Quizás. Puede ser. Pienso en voz alta, cierro paréntesis e impulso una
pregunta: Atento lo dicho, ¿resulta
razonable recurrir a un sistema que históricamente vapuleó a la mujer, para
defenderla? Intuyo que no.
Asimismo cabe la realización de algunas
consideraciones adicionales, más allá de los condicionamientos históricos
referidos. Si el derecho penal de por sí
no sirve para nada, menos aún lo hace si se trata de resolver este tipo de
problemáticas eminentemente socio-culturales. Carece de poder simbólico,
potencialidad disuasoria y/o intimidante. Dicho en otros términos: el hombre no
va a dejar de golpear a la mujer porque el Código Penal diga que su conducta
merece un castigo de 5 o 100 años de prisión. En este sentido la actitud festiva, lúdica y
efervescente de los diputados, los militantes pro-derechos humanos y
principalmente las activistas feministas, minutos después de la sesión a la que
hice referencia en el párrafo primero, resulta cuanto menos sorprendente.
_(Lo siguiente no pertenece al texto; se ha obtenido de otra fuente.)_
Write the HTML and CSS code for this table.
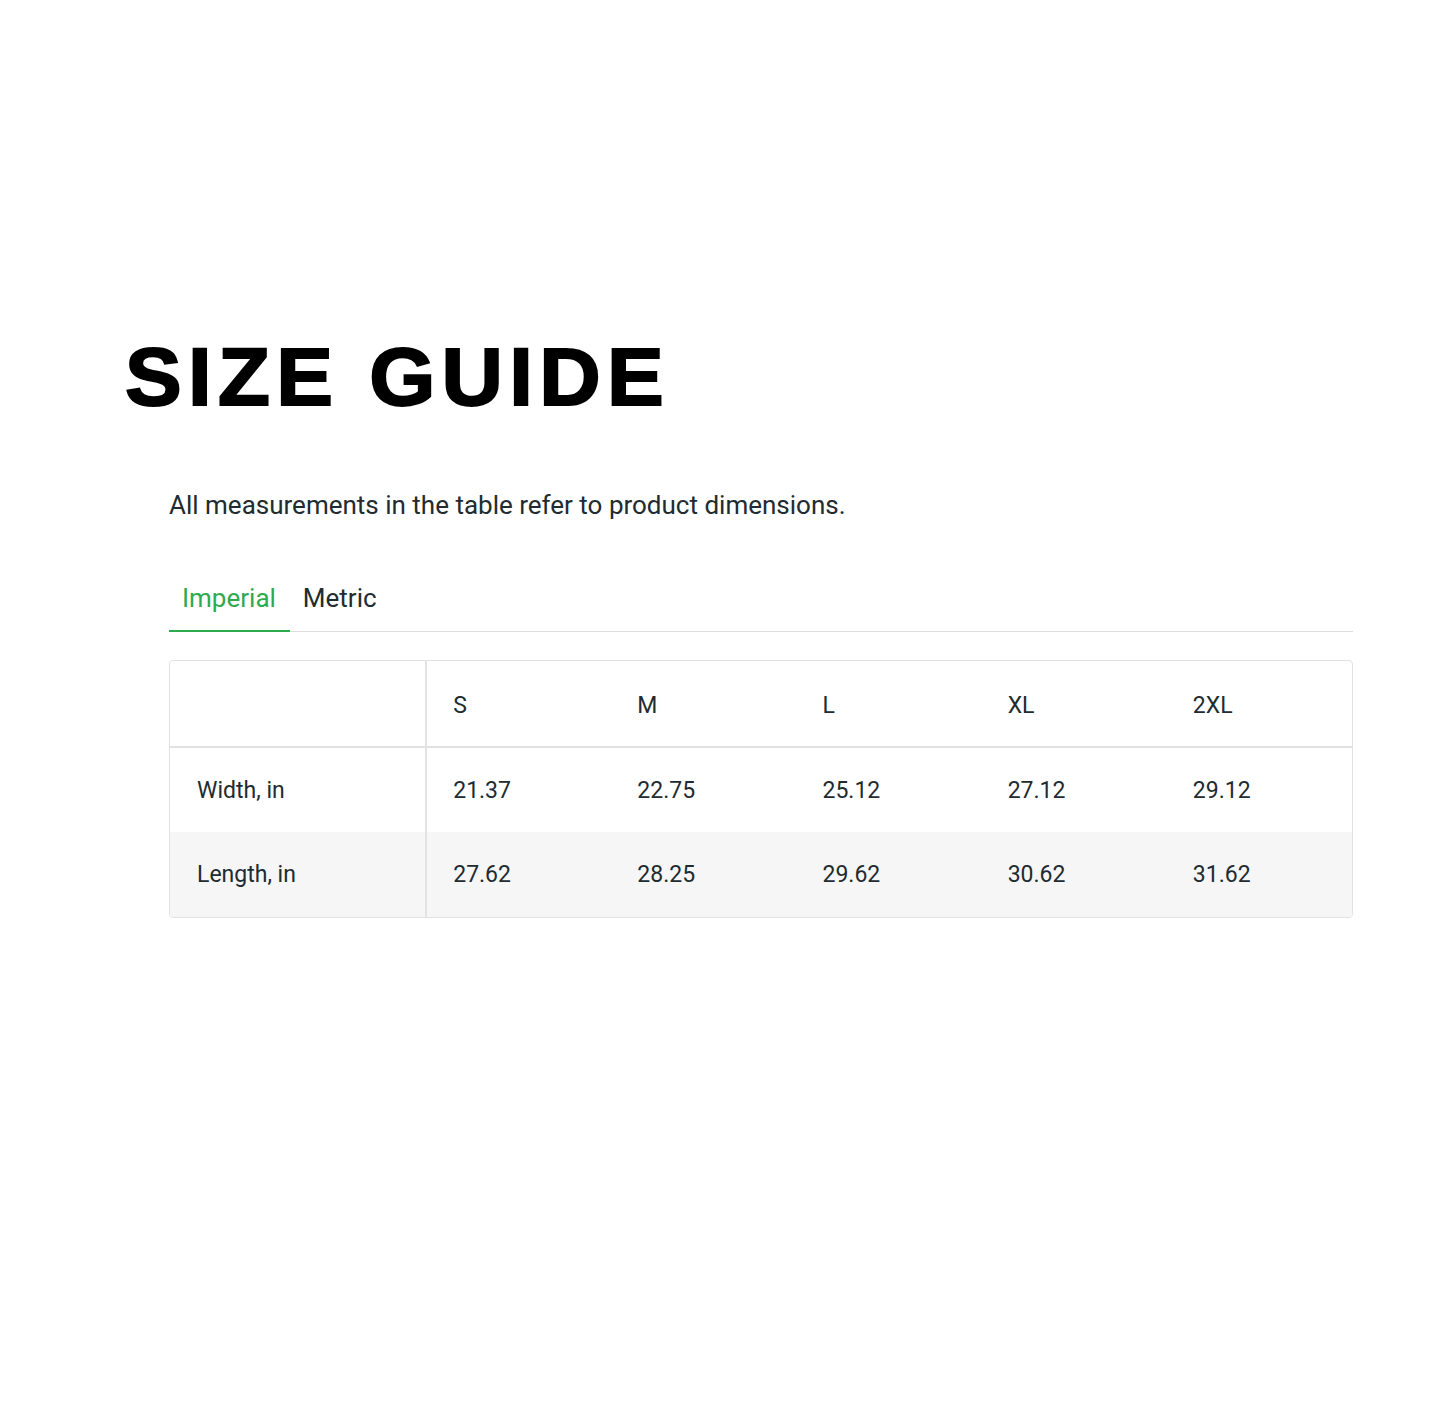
FILE: index.html
```html
<!DOCTYPE html>
<html lang="en">
<head>
<meta charset="utf-8">
<title>Size Guide</title>
<link rel="stylesheet" href="styles.css">
</head>
<body>
<main class="page">
  <h1 class="title">SIZE GUIDE</h1>
  <section class="guide">
    <p class="intro">All measurements in the table refer to product dimensions.</p>
    <nav class="tabs">
      <span class="tab active">Imperial</span>
      <span class="tab">Metric</span>
    </nav>
    <div class="table-wrap">
      <table class="sizes">
        <thead>
          <tr><th></th><th>S</th><th>M</th><th>L</th><th>XL</th><th>2XL</th></tr>
        </thead>
        <tbody>
          <tr><td>Width, in</td><td>21.37</td><td>22.75</td><td>25.12</td><td>27.12</td><td>29.12</td></tr>
          <tr class="alt"><td>Length, in</td><td>27.62</td><td>28.25</td><td>29.62</td><td>30.62</td><td>31.62</td></tr>
        </tbody>
      </table>
    </div>
  </section>
</main>
</body>
</html>
```

FILE: styles.css
```css
* { box-sizing: border-box; }
html, body { margin: 0; padding: 0; background: #fff; }
body { font-family: Roboto, "Liberation Sans", sans-serif; color: #212b30; }
.page { padding: 332px 92px 0 125px; }
.title {
  margin: 0;
  display: inline-block;
  font-family: "Liberation Sans", Arial, sans-serif;
  font-weight: 700;
  font-size: 81px;
  line-height: 90px;
  letter-spacing: 6px;
  -webkit-text-stroke: 2px #000;
  color: #000;
  transform: scaleX(1.05);
  transform-origin: left center;
}
.guide { padding: 68px 0 0 44px; }
.intro { margin: 0; font-size: 26px; line-height: 30px; }
.tabs {
  margin-top: 54px;
  display: flex;
  border-bottom: 1px solid #dcdcdc;
}
.tab {
  font-size: 26px;
  line-height: 30px;
  padding: 9px 14px 17px 13px;
}
.tab.active { color: #2eaa4f; border-bottom: 2px solid #2eaa4f; margin-bottom: -1px; }
.table-wrap {
  margin-top: 28px;
  border: 1px solid #e2e2e2;
  border-radius: 4px;
  overflow: hidden;
}
.sizes { width: 100%; border-collapse: collapse; font-size: 23px; }
.sizes th, .sizes td {
  text-align: left;
  font-weight: 400;
  height: 85px;
  padding: 0 0 0 26px;
  width: 185px;
}
.sizes th:first-child, .sizes td:first-child { width: 256px; border-right: 2px solid #e2e2e2; padding-left: 27px; }
.sizes thead tr { border-bottom: 2px solid #e2e2e2; }
.sizes thead th { height: 86px; padding-top: 4px; }
.sizes tr.alt { background: #f6f6f6; }
```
El encierro, consecuencia inercial de la puesta en
marcha del aparato represivo, suele ser la más fácil de todas las respuestas
posibles frente al conflicto social. Lamentablemente cuando los diferentes
actores políticos no saben qué hacer frente a una “problemática x” recurren a
él compulsivamente, demostrando que la “imaginación no punitiva” no es su
fuerte. El encierro agrava el conflicto que
desde el Estado es regulado desde su implementación, haciendo que su
universo particular repercuta en la sociedad en su conjunto multiplicado unas
cuantas veces. La cárcel genera la violencia social que a través de ella el
legislador pretende atemperar. Esto hay que decirlo sin eufemismos.
Finalmente me permito cerrar mi comentario con el
enunciado de una convicción: a la violencia
contra las mujeres se la combate cuestionando radicalmente todas las
estructuras socio-culturales que la motivan, toleran y promueven. El aparato
represivo sin duda alguna pertenece a este repudiable elenco. A la violencia
contra las mujeres, entonces, también se la combate luchando por la
desaparición definitiva del sistema penal.